NH Legal Perspective: Using good financial hygiene to achieve business success in 2025

This article, written by James LaMontagne, was originally published by the NH Union Leader and can be found here.


Good financial hygiene is critical to the success of any business. Whether collecting accounts receivable, budgeting cash flow or tracking inventory and expenses, businesses should have strategies and processes in place to achieve their financial goals.

Accounts receivable

Keeping your accounts receivable current or within 60 days is critical to successful collections. Studies show that collection of accounts within the first 60 days have a collection rate of more than 90%, while balances that remain outstanding past 90 days have collection rates that drop to 50-60% and after 120 days, collection rates drop to 20-30%. The message is clear: When collecting debt, time is not your friend. Accordingly, a business needs effective strategies to ensure timely and effective collection of its accounts receivable.

Some strategies to consider:

Clear and understandable invoices delivered to the correct person: First and foremost, ensure that your invoice is being sent to the correct person at your customer’s company. Sending your invoice to your customer contact doesn’t guarantee that your invoice will find its way to your customer’s accounting team, and an invoice delayed in reaching accounting is an invoice delayed in payment. Remember, your customer contact is not necessarily your accounting contact, so ask your customers to whom your business should submit invoices. Additionally, invoices should include, among other things, an invoice date, contact information for both the business and customer, a unique invoice number or another identifier, payment terms and deadlines, an itemized list of services with a unit price, quantity and total price for each line item, and a clear and obvious total invoice amount due.
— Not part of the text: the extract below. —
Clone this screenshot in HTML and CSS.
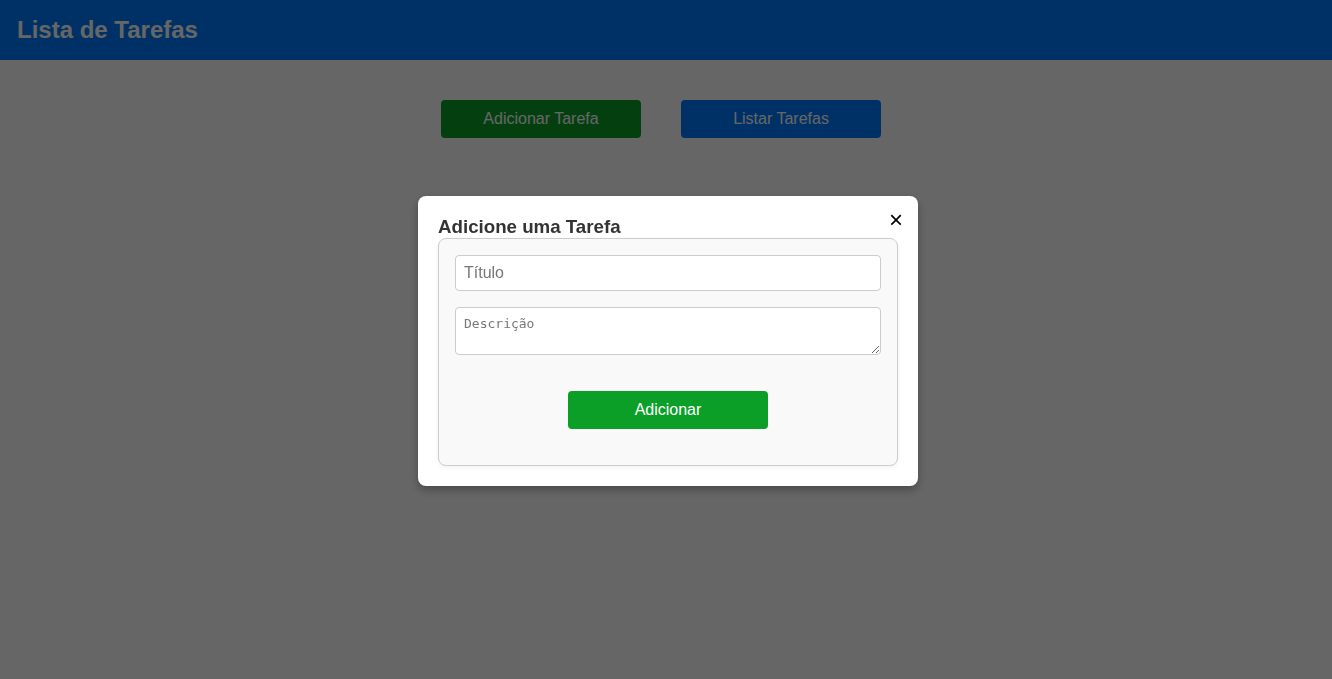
FILE: index.html
```html
<!DOCTYPE html>
<html lang="pt">
<head>
<meta charset="utf-8">
<title>Lista de Tarefas</title>
<link rel="stylesheet" href="styles.css">
</head>
<body>
<header class="topbar">
  <h1 class="topbar-title">Lista de Tarefas</h1>
</header>
<main class="actions">
  <button class="btn btn-green">Adicionar Tarefa</button>
  <button class="btn btn-blue">Listar Tarefas</button>
</main>
<div class="overlay">
  <div class="modal">
    <button class="modal-close" aria-label="Fechar">&times;</button>
    <h3 class="modal-title">Adicione uma Tarefa</h3>
    <form class="task-form">
      <input class="field field-input" type="text" placeholder="Título">
      <textarea class="field field-textarea" placeholder="Descrição"></textarea>
      <div class="form-actions">
        <button type="button" class="btn btn-green btn-submit">Adicionar</button>
      </div>
    </form>
  </div>
</div>
</body>
</html>
```

FILE: styles.css
```css
* { box-sizing: border-box; }

html, body {
  margin: 0;
  padding: 0;
  height: 100%;
}

body {
  font-family: "Liberation Sans", Arial, sans-serif;
  background: #ffffff;
  color: #333;
}

.topbar {
  height: 60px;
  background: #007bff;
  display: flex;
  align-items: center;
  padding: 0 17px;
}

.topbar-title {
  margin: 0;
  color: #ffffff;
  font-size: 24px;
  font-weight: bold;
}

.actions {
  display: flex;
  justify-content: center;
  gap: 40px;
  padding: 40px 10px 0 0;
}

.btn {
  width: 200px;
  height: 38px;
  border: none;
  border-radius: 4px;
  color: #ffffff;
  font-family: "Liberation Sans", Arial, sans-serif;
  font-size: 16px;
  cursor: pointer;
}

.btn-green { background: #0b9f28; }
.btn-blue { background: #007bff; }

.overlay {
  position: fixed;
  inset: 0;
  background: rgba(0, 0, 0, 0.6);
  display: flex;
  align-items: center;
  justify-content: center;
  padding-left: 4px;
  padding-top: 3px;
}

.modal {
  position: relative;
  width: 500px;
  background: #ffffff;
  border-radius: 8px;
  padding: 20px;
  box-shadow: 0 4px 10px rgba(0, 0, 0, 0.3);
}

.modal-close {
  position: absolute;
  top: 12px;
  right: 15px;
  border: none;
  background: none;
  padding: 0;
  font-family: "Liberation Sans", Arial, sans-serif;
  font-size: 24px;
  line-height: 24px;
  color: #000;
  cursor: pointer;
}

.modal-title {
  margin: 0;
  font-size: 18.72px;
  line-height: 22px;
  font-weight: bold;
  color: #333;
}

.task-form {
  background: #f9f9f9;
  border: 1px solid #ccc;
  border-radius: 8px;
  padding: 16px 16px 36px;
  display: flex;
  flex-direction: column;
  box-shadow: 0 2px 4px rgba(0, 0, 0, 0.05);
}

.field {
  width: 100%;
  border: 1px solid #ccc;
  border-radius: 4px;
  background: #ffffff;
  padding: 8px;
}

.field-input {
  height: 36px;
  font-family: "Liberation Sans", Arial, sans-serif;
  font-size: 16px;
  color: #333;
}

.field-input::placeholder { color: #777; }

.field-textarea {
  margin-top: 16px;
  height: 48px;
  font-family: "DejaVu Sans Mono", monospace;
  font-size: 13px;
  color: #333;
  resize: vertical;
}

.field-textarea::placeholder { color: #777; }

.form-actions {
  display: flex;
  justify-content: center;
  margin-top: 36px;
}
```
Simplify the payment process: Invoices should indicate which payment methods your business accepts. Telephonic or online payments should be offered to customers. In the case of electronic invoices, a clickable link that allows a client to pay via credit card or other electronic transfer should be included.

Proactive accounting: Have defined steps to follow after a customer has been invoiced. Follow-up on unpaid invoices with emails or with telephone calls for those more pressing debts. Set an internal policy to pursue debts more than 14 days late with telephone calls, which customers often find harder to ignore than emails.

Communication: If a customer’s payment patterns change, communicate with that customer to determine whether increased collections efforts are needed, if a credit hold or C.O.D. terms are warranted or if upfront payments or deposits are necessary moving forward.

Give options to your customers and speak to the right person: Provide your customers with options to pay their invoices. Depending on the circumstances, ask if they can pay a portion now, and the rest later or whether a one-time payment could be made if the invoice was discounted. Ask whether they could use their credit card to pay you. Additionally, and while seemingly obvious, it’s important to speak with the person who’ll actually be paying the invoice. Again, your customer contact may not be the correct person to speak with when asking that a past due invoice be paid.

Cash flow: One of the biggest reasons businesses fail is diminished cash flow. A business owner needs to understand where the cash is coming from and how it’s being spent. Creating a budget (a 13-week budget is typically recommended) allows a business to identify what cash is expected and when it is expected. A budget also allows a business to balance the incoming cash against the amounts the business will need to spend during the same time period. And finally, a budget provides a business with the opportunity to make proactive adjustments where and when needed.

Inventory: Inventory reduces cash while the inventory remains unsold. Businesses should hold only that inventory that is more likely to sell. Review your sales over the past several quarters to determine what inventory turns quickly and what inventory grows stale.

Expenses: Reduce spending and cut costs as best as the business can without reducing the quality of product or services. In connection with the 13-week budget and the regular review of inventory, determine if there is a way to reduce a cost (e.g. using a different vendor or different method of shipping) or eliminate an expense for an item the business can do without.

Owning and operating a business is difficult, and to be successful requires, among many other things, hard work, tenacity, a little bit of good luck and most certainly good financial hygiene.